> [AIM]
Every line of the data that contains the string "this" must be copied.
━━ ENTRIES SHOWN
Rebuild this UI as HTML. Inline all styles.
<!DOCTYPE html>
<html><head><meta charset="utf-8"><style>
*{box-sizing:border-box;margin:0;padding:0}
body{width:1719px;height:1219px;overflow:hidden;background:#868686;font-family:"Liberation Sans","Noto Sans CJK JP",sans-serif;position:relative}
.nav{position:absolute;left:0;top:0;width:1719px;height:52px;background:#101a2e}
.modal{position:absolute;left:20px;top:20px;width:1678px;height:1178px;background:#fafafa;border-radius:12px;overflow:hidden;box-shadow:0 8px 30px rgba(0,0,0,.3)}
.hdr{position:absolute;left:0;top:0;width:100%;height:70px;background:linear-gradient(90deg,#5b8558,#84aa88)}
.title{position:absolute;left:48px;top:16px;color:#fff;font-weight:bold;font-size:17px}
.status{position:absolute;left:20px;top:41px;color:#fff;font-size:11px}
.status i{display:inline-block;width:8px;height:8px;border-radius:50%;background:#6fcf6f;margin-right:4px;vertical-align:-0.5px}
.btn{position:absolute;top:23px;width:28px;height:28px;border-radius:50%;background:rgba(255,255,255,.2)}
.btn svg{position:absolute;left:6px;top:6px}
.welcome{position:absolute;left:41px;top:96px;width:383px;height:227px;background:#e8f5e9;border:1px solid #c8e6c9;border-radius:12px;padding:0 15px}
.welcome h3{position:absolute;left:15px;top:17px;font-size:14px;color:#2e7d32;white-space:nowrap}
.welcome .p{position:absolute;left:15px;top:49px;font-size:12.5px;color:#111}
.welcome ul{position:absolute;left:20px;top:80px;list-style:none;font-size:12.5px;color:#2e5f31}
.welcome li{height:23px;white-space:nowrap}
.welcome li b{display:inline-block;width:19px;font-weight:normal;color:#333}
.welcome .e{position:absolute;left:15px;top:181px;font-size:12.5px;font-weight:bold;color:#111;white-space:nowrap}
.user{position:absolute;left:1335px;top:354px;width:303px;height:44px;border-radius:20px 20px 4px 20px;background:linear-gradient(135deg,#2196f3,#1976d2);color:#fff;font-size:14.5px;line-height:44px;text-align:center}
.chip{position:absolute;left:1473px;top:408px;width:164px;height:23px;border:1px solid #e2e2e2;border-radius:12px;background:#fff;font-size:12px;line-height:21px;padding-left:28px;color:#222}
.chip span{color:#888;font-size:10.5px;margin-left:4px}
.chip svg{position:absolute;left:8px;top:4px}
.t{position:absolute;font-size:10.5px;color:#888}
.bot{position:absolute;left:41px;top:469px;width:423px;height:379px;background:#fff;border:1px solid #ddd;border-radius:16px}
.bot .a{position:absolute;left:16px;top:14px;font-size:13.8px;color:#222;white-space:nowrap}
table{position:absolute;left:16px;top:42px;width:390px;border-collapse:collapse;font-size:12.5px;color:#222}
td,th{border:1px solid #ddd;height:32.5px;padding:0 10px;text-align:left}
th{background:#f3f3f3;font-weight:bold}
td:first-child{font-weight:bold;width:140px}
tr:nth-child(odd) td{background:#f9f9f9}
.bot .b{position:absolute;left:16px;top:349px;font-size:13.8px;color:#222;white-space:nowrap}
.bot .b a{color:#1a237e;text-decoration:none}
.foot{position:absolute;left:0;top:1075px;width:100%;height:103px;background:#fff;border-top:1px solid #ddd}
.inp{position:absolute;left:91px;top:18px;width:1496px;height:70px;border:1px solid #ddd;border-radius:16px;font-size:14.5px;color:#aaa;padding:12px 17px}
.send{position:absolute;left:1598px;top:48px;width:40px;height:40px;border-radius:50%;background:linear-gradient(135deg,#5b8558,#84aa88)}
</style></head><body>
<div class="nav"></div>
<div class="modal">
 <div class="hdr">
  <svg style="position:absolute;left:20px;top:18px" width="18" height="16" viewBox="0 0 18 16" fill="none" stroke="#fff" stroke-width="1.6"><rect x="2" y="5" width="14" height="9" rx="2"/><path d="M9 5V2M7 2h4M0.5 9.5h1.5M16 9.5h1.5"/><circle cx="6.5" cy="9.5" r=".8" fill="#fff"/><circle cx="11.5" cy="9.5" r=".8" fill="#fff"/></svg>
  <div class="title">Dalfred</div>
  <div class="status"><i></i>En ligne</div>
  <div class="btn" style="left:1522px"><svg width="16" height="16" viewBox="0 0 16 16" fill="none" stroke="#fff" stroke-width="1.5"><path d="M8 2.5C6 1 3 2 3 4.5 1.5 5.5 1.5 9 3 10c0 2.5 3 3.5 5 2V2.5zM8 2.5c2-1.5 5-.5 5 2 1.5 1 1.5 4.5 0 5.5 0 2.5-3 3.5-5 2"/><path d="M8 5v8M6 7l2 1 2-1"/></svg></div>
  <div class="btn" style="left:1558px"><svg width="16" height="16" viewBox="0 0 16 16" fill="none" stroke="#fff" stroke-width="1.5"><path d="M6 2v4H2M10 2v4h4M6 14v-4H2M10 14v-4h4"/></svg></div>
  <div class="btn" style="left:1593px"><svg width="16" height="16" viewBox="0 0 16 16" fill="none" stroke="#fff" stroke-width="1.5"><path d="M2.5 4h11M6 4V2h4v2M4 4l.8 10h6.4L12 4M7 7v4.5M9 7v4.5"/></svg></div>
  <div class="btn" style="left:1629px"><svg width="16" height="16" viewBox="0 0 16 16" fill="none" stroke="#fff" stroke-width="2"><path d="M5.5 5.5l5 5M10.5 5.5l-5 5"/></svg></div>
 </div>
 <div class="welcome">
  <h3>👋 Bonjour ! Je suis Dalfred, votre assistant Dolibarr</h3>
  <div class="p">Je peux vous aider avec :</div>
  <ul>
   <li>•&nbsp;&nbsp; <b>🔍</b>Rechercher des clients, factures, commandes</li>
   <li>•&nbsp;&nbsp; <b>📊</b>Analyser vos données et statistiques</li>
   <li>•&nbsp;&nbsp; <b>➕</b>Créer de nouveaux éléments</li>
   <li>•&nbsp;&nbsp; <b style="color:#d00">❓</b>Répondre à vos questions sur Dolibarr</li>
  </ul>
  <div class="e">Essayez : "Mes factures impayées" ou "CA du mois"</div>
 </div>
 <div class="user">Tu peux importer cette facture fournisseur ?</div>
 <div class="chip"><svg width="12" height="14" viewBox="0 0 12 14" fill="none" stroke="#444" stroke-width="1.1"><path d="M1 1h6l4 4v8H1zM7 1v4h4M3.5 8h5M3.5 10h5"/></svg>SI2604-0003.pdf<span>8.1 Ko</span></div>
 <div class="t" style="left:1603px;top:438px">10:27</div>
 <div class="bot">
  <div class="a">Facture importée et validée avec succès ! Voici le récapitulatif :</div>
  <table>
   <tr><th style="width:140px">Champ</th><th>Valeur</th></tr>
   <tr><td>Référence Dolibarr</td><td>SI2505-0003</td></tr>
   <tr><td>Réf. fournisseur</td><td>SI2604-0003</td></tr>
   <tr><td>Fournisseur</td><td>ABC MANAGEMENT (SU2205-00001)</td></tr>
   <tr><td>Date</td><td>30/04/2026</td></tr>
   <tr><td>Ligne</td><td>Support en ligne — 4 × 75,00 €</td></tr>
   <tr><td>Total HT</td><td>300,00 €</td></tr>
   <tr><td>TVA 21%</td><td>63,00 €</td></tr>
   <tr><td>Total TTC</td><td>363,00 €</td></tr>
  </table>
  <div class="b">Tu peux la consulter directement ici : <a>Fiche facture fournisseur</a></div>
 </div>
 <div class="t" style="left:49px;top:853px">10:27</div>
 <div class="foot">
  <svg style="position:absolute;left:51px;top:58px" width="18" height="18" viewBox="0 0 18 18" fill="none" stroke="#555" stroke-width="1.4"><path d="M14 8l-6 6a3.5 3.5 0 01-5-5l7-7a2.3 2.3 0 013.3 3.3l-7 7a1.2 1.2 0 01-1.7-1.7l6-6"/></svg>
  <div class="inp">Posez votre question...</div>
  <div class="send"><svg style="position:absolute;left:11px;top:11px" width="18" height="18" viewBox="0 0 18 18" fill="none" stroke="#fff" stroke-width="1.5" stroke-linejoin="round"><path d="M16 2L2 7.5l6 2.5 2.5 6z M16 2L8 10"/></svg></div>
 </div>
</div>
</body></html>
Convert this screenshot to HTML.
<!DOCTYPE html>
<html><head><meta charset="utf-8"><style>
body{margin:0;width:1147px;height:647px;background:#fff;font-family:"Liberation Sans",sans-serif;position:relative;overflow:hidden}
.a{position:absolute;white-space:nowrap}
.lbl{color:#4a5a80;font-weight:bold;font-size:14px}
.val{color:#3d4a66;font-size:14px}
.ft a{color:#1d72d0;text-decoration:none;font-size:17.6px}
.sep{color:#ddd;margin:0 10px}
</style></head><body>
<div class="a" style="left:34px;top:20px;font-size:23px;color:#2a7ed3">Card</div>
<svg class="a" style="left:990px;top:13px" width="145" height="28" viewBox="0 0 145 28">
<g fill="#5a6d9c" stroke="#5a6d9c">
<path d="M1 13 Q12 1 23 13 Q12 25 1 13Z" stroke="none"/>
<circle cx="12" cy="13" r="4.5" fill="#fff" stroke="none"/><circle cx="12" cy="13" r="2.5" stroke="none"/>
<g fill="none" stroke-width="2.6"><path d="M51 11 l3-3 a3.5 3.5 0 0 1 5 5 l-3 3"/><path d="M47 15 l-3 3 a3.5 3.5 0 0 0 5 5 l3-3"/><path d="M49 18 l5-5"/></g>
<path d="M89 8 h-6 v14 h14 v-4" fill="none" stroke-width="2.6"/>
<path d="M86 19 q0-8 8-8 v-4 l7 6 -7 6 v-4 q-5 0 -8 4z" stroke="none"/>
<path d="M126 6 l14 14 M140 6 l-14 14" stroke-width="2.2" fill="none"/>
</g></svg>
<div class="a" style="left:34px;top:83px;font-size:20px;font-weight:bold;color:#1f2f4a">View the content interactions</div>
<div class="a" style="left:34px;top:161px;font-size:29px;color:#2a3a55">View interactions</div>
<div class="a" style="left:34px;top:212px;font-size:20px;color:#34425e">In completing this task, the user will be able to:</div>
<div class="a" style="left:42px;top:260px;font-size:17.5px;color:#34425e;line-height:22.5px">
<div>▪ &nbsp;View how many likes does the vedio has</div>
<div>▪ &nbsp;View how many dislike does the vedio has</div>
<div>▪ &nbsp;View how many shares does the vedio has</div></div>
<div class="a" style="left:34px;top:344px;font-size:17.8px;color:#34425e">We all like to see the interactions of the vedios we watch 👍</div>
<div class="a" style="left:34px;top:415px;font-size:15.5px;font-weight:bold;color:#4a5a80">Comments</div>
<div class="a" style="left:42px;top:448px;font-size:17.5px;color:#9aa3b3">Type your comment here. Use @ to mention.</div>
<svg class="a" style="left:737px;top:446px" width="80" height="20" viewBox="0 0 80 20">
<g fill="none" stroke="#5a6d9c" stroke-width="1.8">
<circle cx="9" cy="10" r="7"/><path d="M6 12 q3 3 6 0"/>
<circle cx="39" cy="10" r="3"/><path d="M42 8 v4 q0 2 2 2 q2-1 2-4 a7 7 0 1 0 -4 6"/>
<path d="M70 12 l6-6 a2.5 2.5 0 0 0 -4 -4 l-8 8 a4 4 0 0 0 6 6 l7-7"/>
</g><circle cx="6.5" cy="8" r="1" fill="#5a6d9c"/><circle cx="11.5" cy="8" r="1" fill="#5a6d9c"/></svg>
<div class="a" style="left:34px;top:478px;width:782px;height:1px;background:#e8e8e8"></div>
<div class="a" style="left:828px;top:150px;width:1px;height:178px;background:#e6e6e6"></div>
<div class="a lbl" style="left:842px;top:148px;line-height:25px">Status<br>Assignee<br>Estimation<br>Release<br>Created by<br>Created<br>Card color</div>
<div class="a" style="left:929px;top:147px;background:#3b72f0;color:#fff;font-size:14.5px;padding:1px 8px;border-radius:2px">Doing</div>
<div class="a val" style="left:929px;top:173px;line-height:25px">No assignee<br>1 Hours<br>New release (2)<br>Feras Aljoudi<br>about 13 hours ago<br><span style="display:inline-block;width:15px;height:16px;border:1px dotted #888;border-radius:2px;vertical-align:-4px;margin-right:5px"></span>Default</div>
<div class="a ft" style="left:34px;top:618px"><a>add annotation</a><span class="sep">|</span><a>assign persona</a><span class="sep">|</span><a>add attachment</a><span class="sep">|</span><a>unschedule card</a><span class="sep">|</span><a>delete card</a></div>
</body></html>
━━━━
> [SOLUTION]
Rebuild this UI as HTML. Inline all styles.
Convert this screenshot to HTML.
<div class="a" style="left:34px;top:212px;font-size:20px;color:#34425e">In completing this task, the user will be able to:</div>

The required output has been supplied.